Go through the listing and pick out each line with the word "index" in it.

====== Given data ======

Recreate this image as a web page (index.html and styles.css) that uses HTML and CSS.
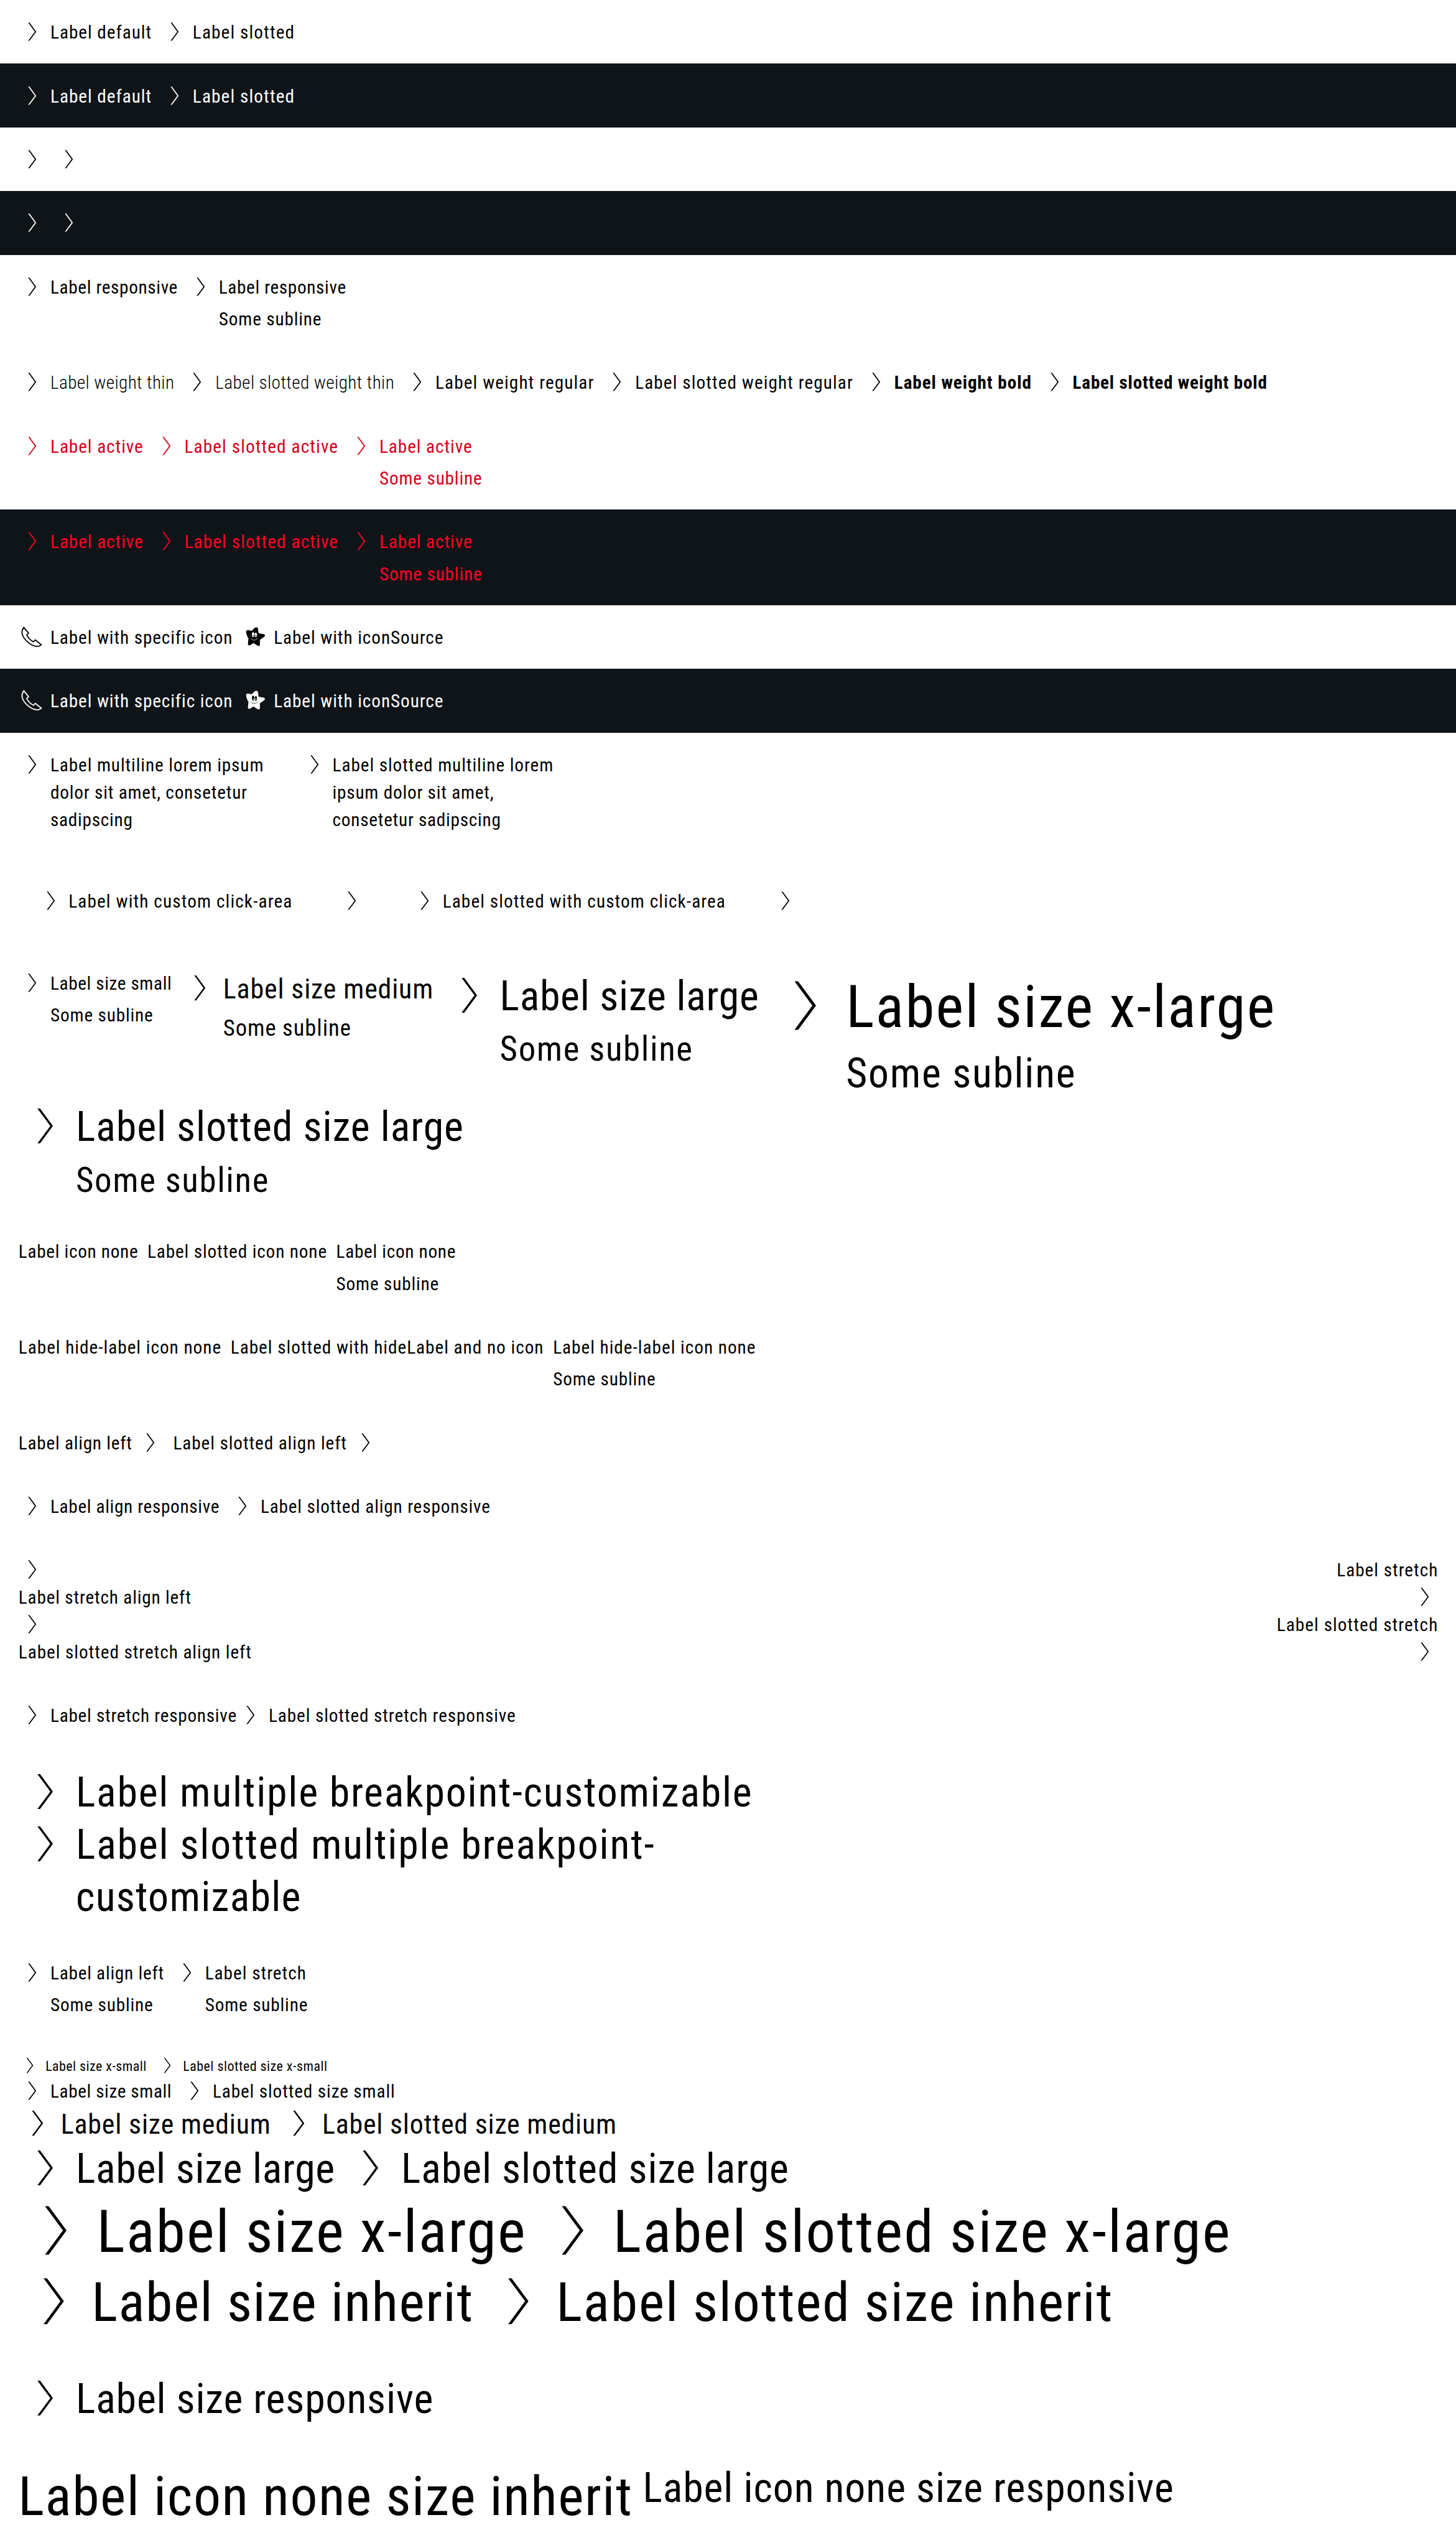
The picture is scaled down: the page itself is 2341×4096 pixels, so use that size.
FILE: index.html
```html
<!DOCTYPE html>
<html lang="en">
<head>
<meta charset="utf-8">
<title>Link pure</title>
<link rel="stylesheet" href="styles.css">
</head>
<body>
<svg class="sprite" aria-hidden="true">
  <symbol id="chevron" viewBox="0 0 24 24"><path fill="currentColor" d="M8.9 4h1.2L16 12l-5.9 8H8.9l5.9-8z"/></symbol>
  <symbol id="phone" viewBox="0 0 24 24"><path fill="none" stroke="currentColor" d="M5.1 3.6 9.3 8.7 7.6 10.2C8.9 12.7 11 15 13.5 16.3L15.2 14.6 20.4 18.8C19.2 20 17.8 20.4 16.2 20.3 10.2 19.3 3.9 13.2 3.5 8.2 3.5 6.4 4 4.8 5.1 3.6Z"/></symbol>
  <symbol id="star" viewBox="0 0 24 24">
    <path fill="currentColor" d="M11.6 4.1C12.6 3.3 14.4 3.4 14.6 4.6L15.2 8.8 19.8 9.6C21 9.9 21.1 11 20.2 11.8L16.3 14.6 16.4 18.6C16.3 20 15.1 20.2 14.1 19.5L10.7 17.3 7.8 19.2C6.7 19.7 5.7 19.2 5.8 18L6.3 13.3C5.1 11.5 4.3 9.3 4.2 7.3 4.2 6.2 5 5.9 6 6L9.2 6.6Z"/>
    <ellipse class="star-eye" cx="10.4" cy="10" rx="1.1" ry="2.2"/>
    <ellipse class="star-eye" cx="12.8" cy="10.2" rx="1" ry="2"/>
    <circle fill="currentColor" cx="10.8" cy="10.7" r=".5"/>
    <circle fill="currentColor" cx="12.8" cy="10.9" r=".45"/>
    <path class="star-smile" d="M8.4 13.2C9.6 15.3 13 15.3 14.2 13.1"/>
  </symbol>
</svg>

<section class="row">
  <a class="link"><svg class="icon"><use href="#chevron"/></svg><span class="label" style="letter-spacing:.0329em">Label default</span></a>
  <a class="link"><svg class="icon"><use href="#chevron"/></svg><span class="label" style="letter-spacing:.0381em">Label slotted</span></a>
</section>
<section class="row dark">
  <a class="link"><svg class="icon"><use href="#chevron"/></svg><span class="label" style="letter-spacing:.0329em">Label default</span></a>
  <a class="link"><svg class="icon"><use href="#chevron"/></svg><span class="label" style="letter-spacing:.0381em">Label slotted</span></a>
</section>
<section class="row">
  <a class="link"><svg class="icon"><use href="#chevron"/></svg></a>
  <a class="link"><svg class="icon"><use href="#chevron"/></svg></a>
</section>
<section class="row dark">
  <a class="link"><svg class="icon"><use href="#chevron"/></svg></a>
  <a class="link"><svg class="icon"><use href="#chevron"/></svg></a>
</section>
<section class="row">
  <a class="link"><svg class="icon"><use href="#chevron"/></svg><span class="label" style="letter-spacing:.0222em">Label responsive</span></a>
  <a class="link"><svg class="icon"><use href="#chevron"/></svg><span class="label"><span style="letter-spacing:.0222em">Label responsive</span><span class="sub" style="letter-spacing:.0285em">Some subline</span></span></a>
</section>
<section class="row">
  <a class="link"><svg class="icon"><use href="#chevron"/></svg><span class="label thin" style="letter-spacing:.0135em">Label weight thin</span></a>
  <a class="link"><svg class="icon"><use href="#chevron"/></svg><span class="label thin" style="letter-spacing:.0143em">Label slotted weight thin</span></a>
  <a class="link"><svg class="icon"><use href="#chevron"/></svg><span class="label" style="letter-spacing:.0375em">Label weight regular</span></a>
  <a class="link"><svg class="icon"><use href="#chevron"/></svg><span class="label" style="letter-spacing:.0370em">Label slotted weight regular</span></a>
  <a class="link"><svg class="icon"><use href="#chevron"/></svg><span class="label bold" style="letter-spacing:.0302em">Label weight bold</span></a>
  <a class="link"><svg class="icon"><use href="#chevron"/></svg><span class="label bold" style="letter-spacing:.0256em">Label slotted weight bold</span></a>
</section>
<section class="row active">
  <a class="link"><svg class="icon"><use href="#chevron"/></svg><span class="label" style="letter-spacing:.0320em">Label active</span></a>
  <a class="link"><svg class="icon"><use href="#chevron"/></svg><span class="label" style="letter-spacing:.0380em">Label slotted active</span></a>
  <a class="link"><svg class="icon"><use href="#chevron"/></svg><span class="label"><span style="letter-spacing:.0320em">Label active</span><span class="sub" style="letter-spacing:.0285em">Some subline</span></span></a>
</section>
<section class="row dark active">
  <a class="link"><svg class="icon"><use href="#chevron"/></svg><span class="label" style="letter-spacing:.0320em">Label active</span></a>
  <a class="link"><svg class="icon"><use href="#chevron"/></svg><span class="label" style="letter-spacing:.0380em">Label slotted active</span></a>
  <a class="link"><svg class="icon"><use href="#chevron"/></svg><span class="label"><span style="letter-spacing:.0320em">Label active</span><span class="sub" style="letter-spacing:.0285em">Some subline</span></span></a>
</section>
<section class="row">
  <a class="link"><svg class="icon"><use href="#phone"/></svg><span class="label" style="letter-spacing:.0308em">Label with specific icon</span></a>
  <a class="link"><svg class="icon"><use href="#star"/></svg><span class="label" style="letter-spacing:.0320em">Label with iconSource</span></a>
</section>
<section class="row dark">
  <a class="link"><svg class="icon"><use href="#phone"/></svg><span class="label" style="letter-spacing:.0308em">Label with specific icon</span></a>
  <a class="link"><svg class="icon"><use href="#star"/></svg><span class="label" style="letter-spacing:.0320em">Label with iconSource</span></a>
</section>
<section class="row">
  <a class="link multiline"><svg class="icon"><use href="#chevron"/></svg><span class="label"><span style="letter-spacing:.0309em">Label multiline lorem ipsum</span> <span style="letter-spacing:.0273em">dolor sit amet, consetetur</span> <span style="letter-spacing:.0252em">sadipscing</span></span></a>
  <a class="link multiline"><svg class="icon"><use href="#chevron"/></svg><span class="label"><span style="letter-spacing:.0319em">Label slotted multiline lorem</span> <span style="letter-spacing:.0268em">ipsum dolor sit amet,</span> <span style="letter-spacing:.0255em">consetetur sadipscing</span></span></a>
</section>
<section class="row">
  <a class="link click-area"><svg class="icon"><use href="#chevron"/></svg><span class="label" style="letter-spacing:.0383em">Label with custom click-area</span></a>
  <a class="link click-area"><svg class="icon"><use href="#chevron"/></svg></a>
  <a class="link click-area"><svg class="icon"><use href="#chevron"/></svg><span class="label" style="letter-spacing:.0375em">Label slotted with custom click-area</span></a>
  <a class="link click-area"><svg class="icon"><use href="#chevron"/></svg></a>
</section>
<section class="row wrap">
  <a class="link"><svg class="icon"><use href="#chevron"/></svg><span class="label"><span style="letter-spacing:.0211em">Label size small</span><span class="sub" style="letter-spacing:.0285em">Some subline</span></span></a>
  <a class="link medium"><svg class="icon"><use href="#chevron"/></svg><span class="label"><span style="letter-spacing:.0197em">Label size medium</span><span class="sub" style="letter-spacing:.0265em">Some subline</span></span></a>
  <a class="link large"><svg class="icon"><use href="#chevron"/></svg><span class="label"><span style="letter-spacing:.0111em">Label size large</span><span class="sub" style="letter-spacing:.0295em">Some subline</span></span></a>
  <a class="link x-large"><svg class="icon"><use href="#chevron"/></svg><span class="label"><span style="letter-spacing:.0237em">Label size x-large</span><span class="sub" style="letter-spacing:.0255em">Some subline</span></span></a>
  <a class="link large"><svg class="icon"><use href="#chevron"/></svg><span class="label"><span style="letter-spacing:.0145em">Label slotted size large</span><span class="sub" style="letter-spacing:.0295em">Some subline</span></span></a>
</section>
<section class="row">
  <a class="link"><span class="label" style="letter-spacing:.0240em">Label icon none</span></a>
  <a class="link"><span class="label" style="letter-spacing:.0297em">Label slotted icon none</span></a>
  <a class="link"><span class="label"><span style="letter-spacing:.0240em">Label icon none</span><span class="sub" style="letter-spacing:.0285em">Some subline</span></span></a>
</section>
<section class="row">
  <a class="link"><span class="label" style="letter-spacing:.0338em">Label hide-label icon none</span></a>
  <a class="link"><span class="label" style="letter-spacing:.0337em">Label slotted with hideLabel and no icon</span></a>
  <a class="link"><span class="label"><span style="letter-spacing:.0338em">Label hide-label icon none</span><span class="sub" style="letter-spacing:.0285em">Some subline</span></span></a>
</section>
<section class="row">
  <a class="link"><span class="label" style="letter-spacing:.0262em">Label align left</span><svg class="icon"><use href="#chevron"/></svg></a>
  <a class="link"><span class="label" style="letter-spacing:.0311em">Label slotted align left</span><svg class="icon"><use href="#chevron"/></svg></a>
</section>
<section class="row">
  <a class="link"><svg class="icon"><use href="#chevron"/></svg><span class="label" style="letter-spacing:.0229em">Label align responsive</span></a>
  <a class="link"><svg class="icon"><use href="#chevron"/></svg><span class="label" style="letter-spacing:.0291em">Label slotted align responsive</span></a>
</section>
<section class="row stack">
  <a class="link stretch"><svg class="icon"><use href="#chevron"/></svg><span class="label" style="letter-spacing:.0341em">Label stretch</span></a>
  <a class="link stretch"><span class="label" style="letter-spacing:.0284em">Label stretch align left</span><svg class="icon"><use href="#chevron"/></svg></a>
  <a class="link stretch"><svg class="icon"><use href="#chevron"/></svg><span class="label" style="letter-spacing:.0366em">Label slotted stretch</span></a>
  <a class="link stretch"><span class="label" style="letter-spacing:.0322em">Label slotted stretch align left</span><svg class="icon"><use href="#chevron"/></svg></a>
</section>
<section class="row flush">
  <a class="link"><svg class="icon"><use href="#chevron"/></svg><span class="label" style="letter-spacing:.0255em">Label stretch responsive</span></a>
  <a class="link"><svg class="icon"><use href="#chevron"/></svg><span class="label" style="letter-spacing:.0307em">Label slotted stretch responsive</span></a>
</section>
<section class="row stack">
  <a class="link large"><svg class="icon"><use href="#chevron"/></svg><span class="label" style="letter-spacing:.0270em">Label multiple breakpoint-customizable</span></a>
  <a class="link large"><svg class="icon"><use href="#chevron"/></svg><span class="label"><span style="letter-spacing:.0280em">Label slotted multiple breakpoint-</span><br><span style="letter-spacing:.0190em">customizable</span></span></a>
</section>
<section class="row">
  <a class="link"><svg class="icon"><use href="#chevron"/></svg><span class="label"><span style="letter-spacing:.0262em">Label align left</span><span class="sub" style="letter-spacing:.0285em">Some subline</span></span></a>
  <a class="link"><svg class="icon"><use href="#chevron"/></svg><span class="label"><span style="letter-spacing:.0341em">Label stretch</span><span class="sub" style="letter-spacing:.0285em">Some subline</span></span></a>
</section>
<section class="row stack">
  <div class="line">
    <a class="link x-small"><svg class="icon"><use href="#chevron"/></svg><span class="label" style="letter-spacing:.0217em">Label size x-small</span></a>
    <a class="link x-small"><svg class="icon"><use href="#chevron"/></svg><span class="label" style="letter-spacing:.0225em">Label slotted size x-small</span></a>
  </div>
  <div class="line">
    <a class="link"><svg class="icon"><use href="#chevron"/></svg><span class="label" style="letter-spacing:.0208em">Label size small</span></a>
    <a class="link"><svg class="icon"><use href="#chevron"/></svg><span class="label" style="letter-spacing:.0303em">Label slotted size small</span></a>
  </div>
  <div class="line">
    <a class="link medium"><svg class="icon"><use href="#chevron"/></svg><span class="label" style="letter-spacing:.0193em">Label size medium</span></a>
    <a class="link medium"><svg class="icon"><use href="#chevron"/></svg><span class="label" style="letter-spacing:.0180em">Label slotted size medium</span></a>
  </div>
  <div class="line">
    <a class="link large"><svg class="icon"><use href="#chevron"/></svg><span class="label" style="letter-spacing:.0111em">Label size large</span></a>
    <a class="link large"><svg class="icon"><use href="#chevron"/></svg><span class="label" style="letter-spacing:.0145em">Label slotted size large</span></a>
  </div>
  <div class="line">
    <a class="link x-large"><svg class="icon"><use href="#chevron"/></svg><span class="label" style="letter-spacing:.0237em">Label size x-large</span></a>
    <a class="link x-large"><svg class="icon"><use href="#chevron"/></svg><span class="label" style="letter-spacing:.0245em">Label slotted size x-large</span></a>
  </div>
  <div class="line">
    <a class="link inherit"><svg class="icon"><use href="#chevron"/></svg><span class="label" style="letter-spacing:.0175em">Label size inherit</span></a>
    <a class="link inherit"><svg class="icon"><use href="#chevron"/></svg><span class="label" style="letter-spacing:.0212em">Label slotted size inherit</span></a>
  </div>
</section>
<section class="row">
  <a class="link large"><svg class="icon"><use href="#chevron"/></svg><span class="label" style="letter-spacing:.0130em">Label size responsive</span></a>
</section>
<section class="row">
  <a class="link inherit"><span class="label" style="letter-spacing:.0178em">Label icon none size inherit</span></a>
  <a class="link large"><span class="label" style="letter-spacing:.0140em">Label icon none size responsive</span></a>
</section>
</body>
</html>
```
FILE: styles.css
```css
html {
  font-size: 14.6313px;
}

body {
  margin: 0;
  background: #fff;
  font-family: Roboto, "Liberation Sans", sans-serif;
  font-stretch: 75%;
  overflow-x: hidden;
}

.sprite {
  display: none;
}

.row {
  --surface: #fff;
  --active: #d5001c;
  display: flex;
  align-items: flex-start;
  gap: 1rem;
  padding: 2rem;
  background: var(--surface);
  color: #000;
}

.dark {
  --surface: #0e1418;
  --active: #ff0223;
  color: #fff;
}

.active {
  color: var(--active);
}

.stack {
  flex-direction: column;
  align-items: stretch;
  gap: 0;
}

.wrap {
  flex-wrap: wrap;
  row-gap: .125rem;
}

.flush {
  gap: 0;
}

.line {
  display: flex;
  gap: 1rem;
}

/* Link: an icon as tall as the line, then the label */
.link {
  --line: 3rem;
  --sub-size: 2rem;
  --sub-line: 3rem;
  --nudge: .02em;
  display: flex;
  align-items: flex-start;
  gap: .5rem;
  font-size: 2rem;
  line-height: var(--line);
  white-space: nowrap;
}

.icon {
  flex: none;
  width: var(--line);
  height: var(--line);
}

.label {
  transform: translate(var(--nudge), 1.5px);
}

.sub {
  display: block;
  margin-top: .5rem;
  font-size: var(--sub-size);
  line-height: var(--sub-line);
}

.x-small {
  --line: 2.5rem;
  --nudge: 0;
  font-size: 1.5rem;
}

.medium {
  --line: 4.125rem;
  --sub-size: 2.5rem;
  --sub-line: 3.375rem;
  font-size: 3rem;
}

.large {
  --line: 5.75rem;
  --sub-size: 3.75rem;
  --sub-line: 4.875rem;
  font-size: 4.5rem;
}

.x-large {
  --line: 8rem;
  --sub-size: 4.5rem;
  --sub-line: 5.75rem;
  font-size: 6.5rem;
}

.inherit {
  --line: 7.5625rem;
  --nudge: 0;
  font-size: 6rem;
}

.thin {
  font-weight: 300;
}

.bold {
  font-weight: 700;
}

.multiline {
  width: 30rem;
  white-space: normal;
}

.click-area {
  padding: 2rem;
}

.stretch {
  justify-content: space-between;
}

.star-eye {
  fill: var(--surface);
}

.star-smile {
  fill: none;
  stroke: var(--surface);
  stroke-width: .4;
}
```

======

* Task answer
Recreate this image as a web page (index.html and styles.css) that uses HTML and CSS.
FILE: index.html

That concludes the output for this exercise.